> _Goal_: Copy out all lines with the word "that" in them.

***

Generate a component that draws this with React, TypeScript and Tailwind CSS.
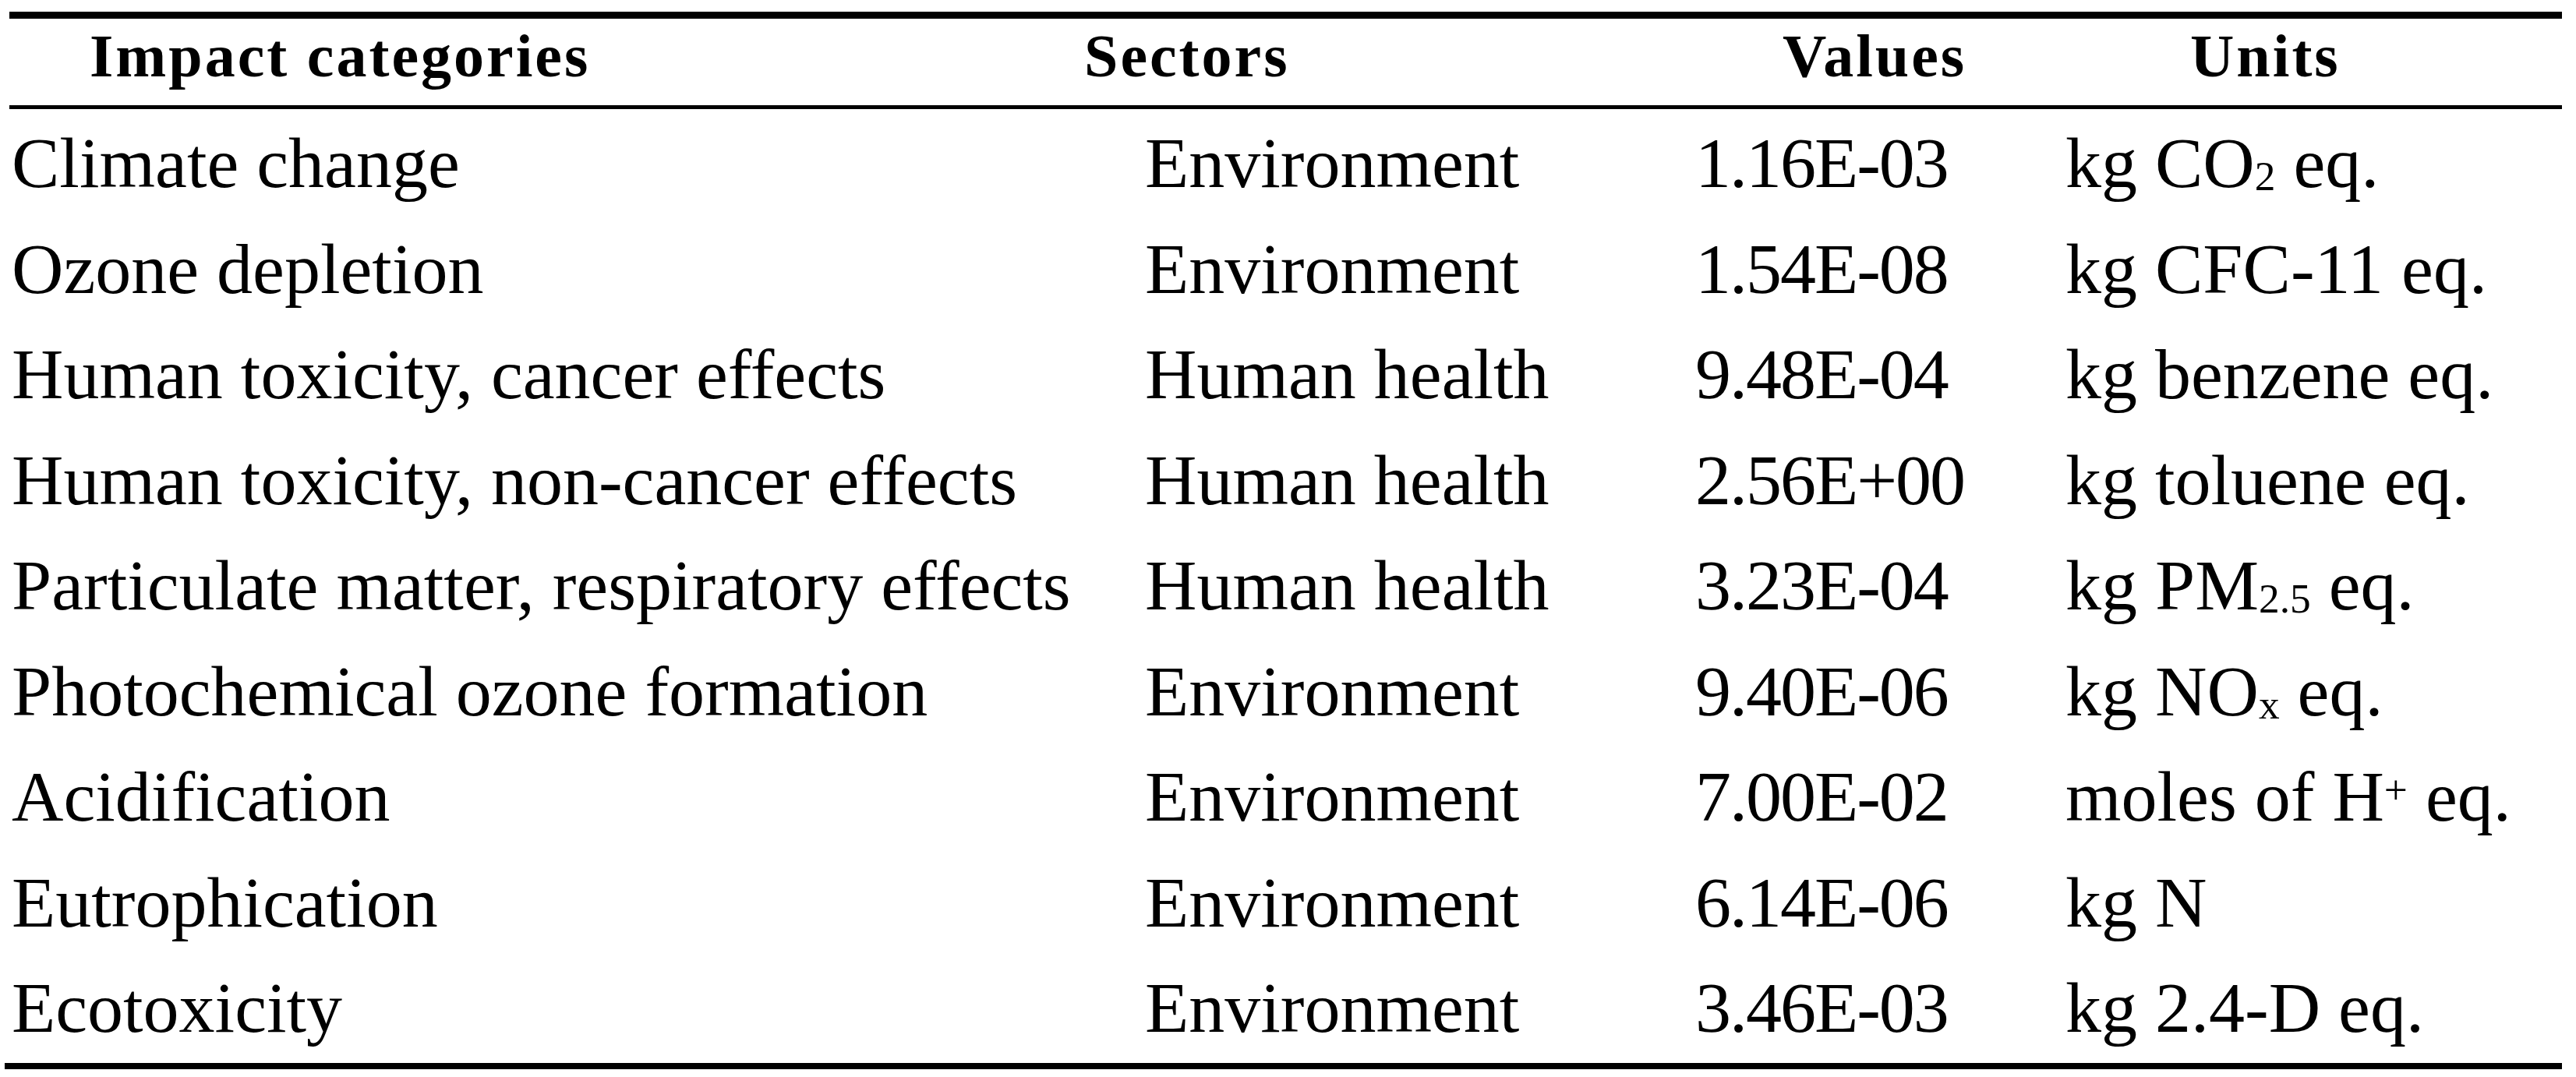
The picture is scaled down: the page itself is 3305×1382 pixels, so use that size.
import type { ReactNode } from 'react';

type Row = {
  category: string;
  sector: string;
  value: string;
  unit: ReactNode;
};

const Sub = ({ children }: { children: ReactNode }) => (
  <span className="relative top-[0.08em] text-[0.58em] leading-[0]">{children}</span>
);

const Sup = ({ children }: { children: ReactNode }) => (
  <span className="relative -top-[0.42em] text-[0.58em] leading-[0]">{children}</span>
);

const rows: Row[] = [
  { category: 'Climate change', sector: 'Environment', value: '1.16E-03', unit: <>kg CO<Sub>2</Sub> eq.</> },
  { category: 'Ozone depletion', sector: 'Environment', value: '1.54E-08', unit: 'kg CFC-11 eq.' },
  { category: 'Human toxicity, cancer effects', sector: 'Human health', value: '9.48E-04', unit: 'kg benzene eq.' },
  { category: 'Human toxicity, non-cancer effects', sector: 'Human health', value: '2.56E+00', unit: 'kg toluene eq.' },
  { category: 'Particulate matter, respiratory effects', sector: 'Human health', value: '3.23E-04', unit: <>kg PM<Sub>2.5</Sub> eq.</> },
  { category: 'Photochemical ozone formation', sector: 'Environment', value: '9.40E-06', unit: <>kg NO<Sub>x</Sub> eq.</> },
  { category: 'Acidification', sector: 'Environment', value: '7.00E-02', unit: <>moles of H<Sup>+</Sup> eq.</> },
  { category: 'Eutrophication', sector: 'Environment', value: '6.14E-06', unit: 'kg N' },
  { category: 'Ecotoxicity', sector: 'Environment', value: '3.46E-03', unit: 'kg 2.4-D eq.' },
];

export default function App() {
  return (
    <div className="min-h-screen bg-white pl-[6px] pt-[15px] font-['Liberation_Serif',serif] text-black">
      <div className="w-[3281px]">
        {/* top rule */}
        <div className="ml-[6px] h-[9px] bg-black" />

        {/* header */}
        <div className="flex h-[111px] pb-[15px] text-[78px] font-bold leading-[96px] tracking-[3px] whitespace-nowrap">
          <div className="w-[1385px] pl-[109px]">Impact categories</div>
          <div className="w-[896px]">Sectors</div>
          <div className="w-[523px]">Values</div>
          <div className="flex-1">Units</div>
        </div>

        {/* header rule */}
        <div className="ml-[6px] h-[5px] bg-black" />

        {/* body */}
        <div className="grid grid-cols-[1463px_706px_475px_1fr] auto-rows-[135.5px] py-[2px] text-[92px] leading-[135.5px] whitespace-nowrap">
          {rows.map((row) => (
            <div key={row.category} className="contents">
              <div className="pl-[9px]">{row.category}</div>
              <div>{row.sector}</div>
              <div className="tracking-[-2px]">{row.value}</div>
              <div>{row.unit}</div>
            </div>
          ))}
        </div>

        {/* bottom rule */}
        <div className="h-[8px] bg-black" />
      </div>
    </div>
  );
}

***

> _Problem solution_:
Generate a component that draws this with React, TypeScript and Tailwind CSS.
The picture is scaled down: the page itself is 3305×1382 pixels, so use that size.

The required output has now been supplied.